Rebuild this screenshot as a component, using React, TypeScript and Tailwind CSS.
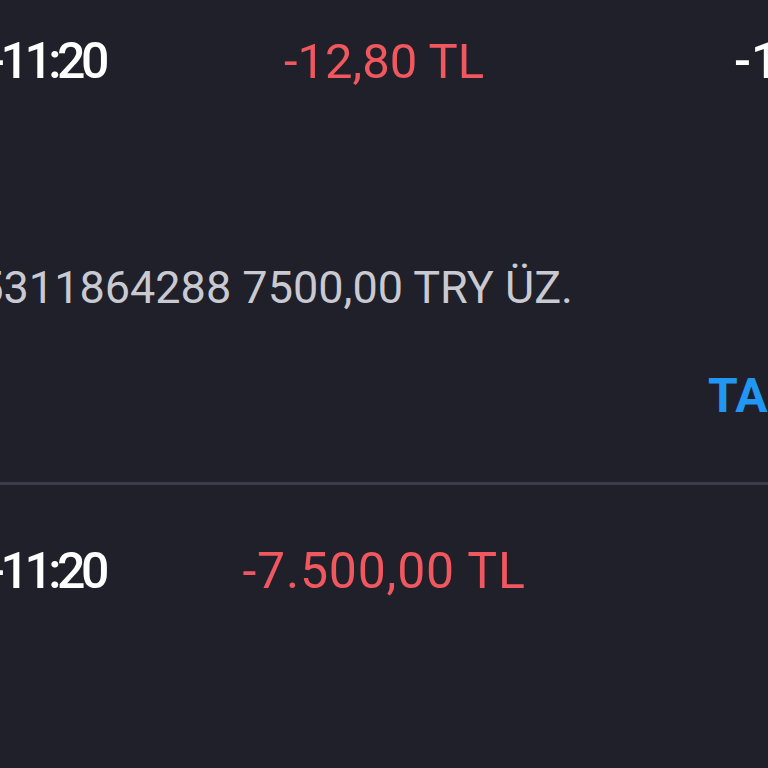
export default function App() {
  return (
    <div
      className="w-[768px] h-[768px] overflow-hidden bg-[#1f2029]"
      style={{ fontFamily: 'Roboto, "Noto Sans", sans-serif' }}
    >
      {/* first transaction */}
      <div className="grid grid-cols-[1fr_auto_1fr] items-center h-[122px] whitespace-nowrap">
        <div className="ml-[-12px] text-[50px] font-medium tracking-[-4.5px] text-white leading-none">-11:20</div>
        <div className="text-[49px] text-[#f0575f] leading-none">-12,80 TL</div>
        <div className="overflow-hidden">
          <div className="ml-[250px] text-[50px] font-medium text-white leading-none">-12,80 TL</div>
        </div>
      </div>

      <div className="mt-[143px] ml-[-47px] whitespace-nowrap text-[45px] text-[#c9cad1] leading-none">
        05311864288 7500,00 TRY ÜZ.
      </div>

      <div className="mt-[62px] overflow-hidden whitespace-nowrap">
        <div className="ml-[708px] text-[48px] font-bold text-[#2196f3] leading-none">TAMAM</div>
      </div>

      <div className="mt-[62px] h-[3px] bg-[#3a3c48]" />

      {/* second transaction */}
      <div className="grid grid-cols-[1fr_auto_1fr] items-center h-[172px] whitespace-nowrap">
        <div className="ml-[-12px] text-[50px] font-medium tracking-[-4.5px] text-white leading-none">-11:20</div>
        <div className="text-[50px] tracking-[0.8px] text-[#f0575f] leading-none">-7.500,00 TL</div>
        <div />
      </div>
    </div>
  );
}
····················
§ **REQUIREMENTS**:
Copy out all of the material exactly as written, without its pictures.

§ **TASK OUTPUT**:
Rebuild this screenshot as a component, using React, TypeScript and Tailwind CSS.
export default function App() {
  return (
    <div
      className="w-[768px] h-[768px] overflow-hidden bg-[#1f2029]"
      style={{ fontFamily: 'Roboto, "Noto Sans", sans-serif' }}
    >
      {/* first transaction */}
      <div className="grid grid-cols-[1fr_auto_1fr] items-center h-[122px] whitespace-nowrap">
        <div className="ml-[-12px] text-[50px] font-medium tracking-[-4.5px] text-white leading-none">-11:20</div>
        <div className="text-[49px] text-[#f0575f] leading-none">-12,80 TL</div>
        <div className="overflow-hidden">
          <div className="ml-[250px] text-[50px] font-medium text-white leading-none">-12,80 TL</div>
        </div>
      </div>

      <div className="mt-[143px] ml-[-47px] whitespace-nowrap text-[45px] text-[#c9cad1] leading-none">
        05311864288 7500,00 TRY ÜZ.
      </div>

      <div className="mt-[62px] overflow-hidden whitespace-nowrap">
        <div className="ml-[708px] text-[48px] font-bold text-[#2196f3] leading-none">TAMAM</div>
      </div>

      <div className="mt-[62px] h-[3px] bg-[#3a3c48]" />

      {/* second transaction */}
      <div className="grid grid-cols-[1fr_auto_1fr] items-center h-[172px] whitespace-nowrap">
        <div className="ml-[-12px] text-[50px] font-medium tracking-[-4.5px] text-white leading-none">-11:20</div>
        <div className="text-[50px] tracking-[0.8px] text-[#f0575f] leading-none">-7.500,00 TL</div>
        <div />
      </div>
    </div>
  );
}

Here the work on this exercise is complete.